:: Problem ::
Reproduce, character for character, the lines below from the first through the one with "Monitor, Database, RotateCw". Leave pictures out.

:: Supplied material ::
==========

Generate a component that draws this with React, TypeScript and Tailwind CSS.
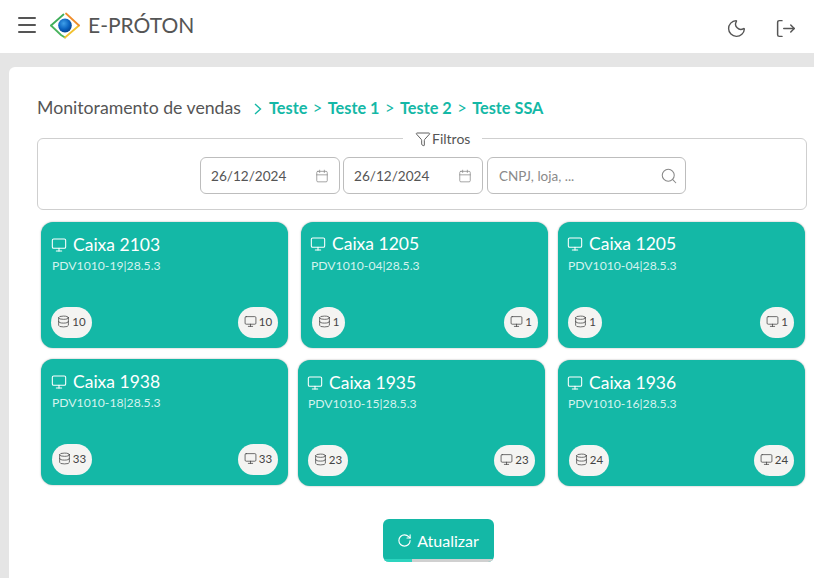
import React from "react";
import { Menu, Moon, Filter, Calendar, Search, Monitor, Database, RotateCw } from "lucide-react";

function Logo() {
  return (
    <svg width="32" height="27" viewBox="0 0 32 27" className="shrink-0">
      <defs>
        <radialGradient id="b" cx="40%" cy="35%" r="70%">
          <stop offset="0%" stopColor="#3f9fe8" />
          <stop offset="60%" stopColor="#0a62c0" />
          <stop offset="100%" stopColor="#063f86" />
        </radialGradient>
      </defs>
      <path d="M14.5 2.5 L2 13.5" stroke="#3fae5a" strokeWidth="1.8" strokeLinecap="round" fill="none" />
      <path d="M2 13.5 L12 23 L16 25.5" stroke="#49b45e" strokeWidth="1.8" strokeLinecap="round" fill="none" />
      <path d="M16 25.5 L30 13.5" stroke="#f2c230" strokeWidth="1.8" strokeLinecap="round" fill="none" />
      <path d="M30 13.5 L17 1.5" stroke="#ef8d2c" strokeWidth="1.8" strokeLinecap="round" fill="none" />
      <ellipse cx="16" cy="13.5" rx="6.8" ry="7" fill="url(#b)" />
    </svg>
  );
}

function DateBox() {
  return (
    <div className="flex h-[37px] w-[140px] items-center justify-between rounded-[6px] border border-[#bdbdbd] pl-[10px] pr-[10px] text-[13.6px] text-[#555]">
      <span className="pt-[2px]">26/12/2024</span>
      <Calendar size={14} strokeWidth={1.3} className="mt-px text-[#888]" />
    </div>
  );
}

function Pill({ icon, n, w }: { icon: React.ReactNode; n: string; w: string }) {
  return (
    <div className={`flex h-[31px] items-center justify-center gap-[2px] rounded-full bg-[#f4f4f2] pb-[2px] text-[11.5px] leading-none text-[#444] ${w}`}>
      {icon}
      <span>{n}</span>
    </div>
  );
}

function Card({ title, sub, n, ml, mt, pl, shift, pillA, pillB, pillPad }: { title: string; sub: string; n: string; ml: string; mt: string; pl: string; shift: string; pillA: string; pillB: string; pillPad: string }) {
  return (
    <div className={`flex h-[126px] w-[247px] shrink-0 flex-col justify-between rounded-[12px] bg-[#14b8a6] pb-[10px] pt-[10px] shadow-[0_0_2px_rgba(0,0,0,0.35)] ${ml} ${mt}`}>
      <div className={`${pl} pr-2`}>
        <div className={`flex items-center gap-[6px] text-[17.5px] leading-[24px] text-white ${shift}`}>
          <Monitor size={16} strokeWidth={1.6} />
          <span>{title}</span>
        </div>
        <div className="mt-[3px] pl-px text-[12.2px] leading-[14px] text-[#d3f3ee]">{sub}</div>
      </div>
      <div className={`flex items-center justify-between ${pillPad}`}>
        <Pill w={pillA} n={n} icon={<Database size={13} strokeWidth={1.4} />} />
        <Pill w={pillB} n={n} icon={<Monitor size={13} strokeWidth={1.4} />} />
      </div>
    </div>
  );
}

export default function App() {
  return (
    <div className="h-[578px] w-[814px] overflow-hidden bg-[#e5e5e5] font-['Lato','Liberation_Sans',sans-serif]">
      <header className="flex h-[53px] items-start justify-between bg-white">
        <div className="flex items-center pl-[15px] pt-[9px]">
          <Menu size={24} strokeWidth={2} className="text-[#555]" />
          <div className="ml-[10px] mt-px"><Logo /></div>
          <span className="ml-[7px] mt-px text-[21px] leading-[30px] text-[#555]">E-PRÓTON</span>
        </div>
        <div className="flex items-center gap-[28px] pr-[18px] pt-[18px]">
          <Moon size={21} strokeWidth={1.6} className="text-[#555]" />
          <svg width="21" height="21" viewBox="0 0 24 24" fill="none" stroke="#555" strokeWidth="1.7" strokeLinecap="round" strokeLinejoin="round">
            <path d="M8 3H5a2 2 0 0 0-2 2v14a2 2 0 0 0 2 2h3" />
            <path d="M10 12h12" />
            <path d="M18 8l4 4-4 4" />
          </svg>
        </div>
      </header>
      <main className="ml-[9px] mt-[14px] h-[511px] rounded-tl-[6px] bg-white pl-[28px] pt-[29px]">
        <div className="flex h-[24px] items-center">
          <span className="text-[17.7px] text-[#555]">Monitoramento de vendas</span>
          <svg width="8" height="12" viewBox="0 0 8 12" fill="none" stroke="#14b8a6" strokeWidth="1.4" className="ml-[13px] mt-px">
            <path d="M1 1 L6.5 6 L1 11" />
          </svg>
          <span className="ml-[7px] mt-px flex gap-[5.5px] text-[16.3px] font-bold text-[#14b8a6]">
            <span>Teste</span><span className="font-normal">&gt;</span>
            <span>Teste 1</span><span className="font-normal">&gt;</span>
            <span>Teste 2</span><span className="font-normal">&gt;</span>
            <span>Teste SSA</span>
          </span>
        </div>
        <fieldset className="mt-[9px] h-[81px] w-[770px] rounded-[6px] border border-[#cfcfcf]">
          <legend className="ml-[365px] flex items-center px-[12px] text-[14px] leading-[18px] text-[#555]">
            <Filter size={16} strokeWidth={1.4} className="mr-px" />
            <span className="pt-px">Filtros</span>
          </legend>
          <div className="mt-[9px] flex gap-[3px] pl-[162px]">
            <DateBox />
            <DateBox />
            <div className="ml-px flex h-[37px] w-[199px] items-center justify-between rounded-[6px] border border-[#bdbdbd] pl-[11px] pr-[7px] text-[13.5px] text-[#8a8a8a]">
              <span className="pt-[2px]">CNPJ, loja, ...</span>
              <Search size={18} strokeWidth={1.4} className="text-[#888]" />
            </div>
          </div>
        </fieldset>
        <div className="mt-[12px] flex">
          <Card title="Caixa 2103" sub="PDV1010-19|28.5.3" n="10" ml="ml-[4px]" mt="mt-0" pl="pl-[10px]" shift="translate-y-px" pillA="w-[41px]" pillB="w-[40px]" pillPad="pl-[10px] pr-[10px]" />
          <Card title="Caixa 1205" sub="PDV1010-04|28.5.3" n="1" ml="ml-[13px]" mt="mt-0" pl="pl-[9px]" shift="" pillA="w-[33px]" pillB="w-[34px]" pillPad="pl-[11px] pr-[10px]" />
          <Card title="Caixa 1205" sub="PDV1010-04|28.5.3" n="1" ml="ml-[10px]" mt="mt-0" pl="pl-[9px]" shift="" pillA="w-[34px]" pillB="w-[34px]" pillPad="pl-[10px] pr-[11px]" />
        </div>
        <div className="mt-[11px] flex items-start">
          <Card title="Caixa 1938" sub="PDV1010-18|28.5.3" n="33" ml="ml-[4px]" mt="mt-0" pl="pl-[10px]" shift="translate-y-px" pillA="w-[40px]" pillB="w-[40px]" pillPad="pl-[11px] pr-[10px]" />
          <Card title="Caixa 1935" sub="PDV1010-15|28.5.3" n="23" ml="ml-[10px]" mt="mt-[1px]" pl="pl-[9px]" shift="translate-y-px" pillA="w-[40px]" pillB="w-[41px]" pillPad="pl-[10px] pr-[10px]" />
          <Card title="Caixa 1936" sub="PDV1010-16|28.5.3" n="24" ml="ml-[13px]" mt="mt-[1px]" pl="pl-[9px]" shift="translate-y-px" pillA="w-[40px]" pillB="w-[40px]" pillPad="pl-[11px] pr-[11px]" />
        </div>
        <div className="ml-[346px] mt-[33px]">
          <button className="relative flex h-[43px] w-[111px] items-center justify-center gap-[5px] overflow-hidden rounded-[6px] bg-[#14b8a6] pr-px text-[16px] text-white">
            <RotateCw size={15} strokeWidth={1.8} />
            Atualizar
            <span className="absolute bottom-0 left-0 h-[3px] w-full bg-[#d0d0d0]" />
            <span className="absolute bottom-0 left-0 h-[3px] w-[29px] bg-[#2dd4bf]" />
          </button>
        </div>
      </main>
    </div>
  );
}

==========

:: Complete response ::
Generate a component that draws this with React, TypeScript and Tailwind CSS.
import React from "react";
import { Menu, Moon, Filter, Calendar, Search, Monitor, Database, RotateCw } from "lucide-react";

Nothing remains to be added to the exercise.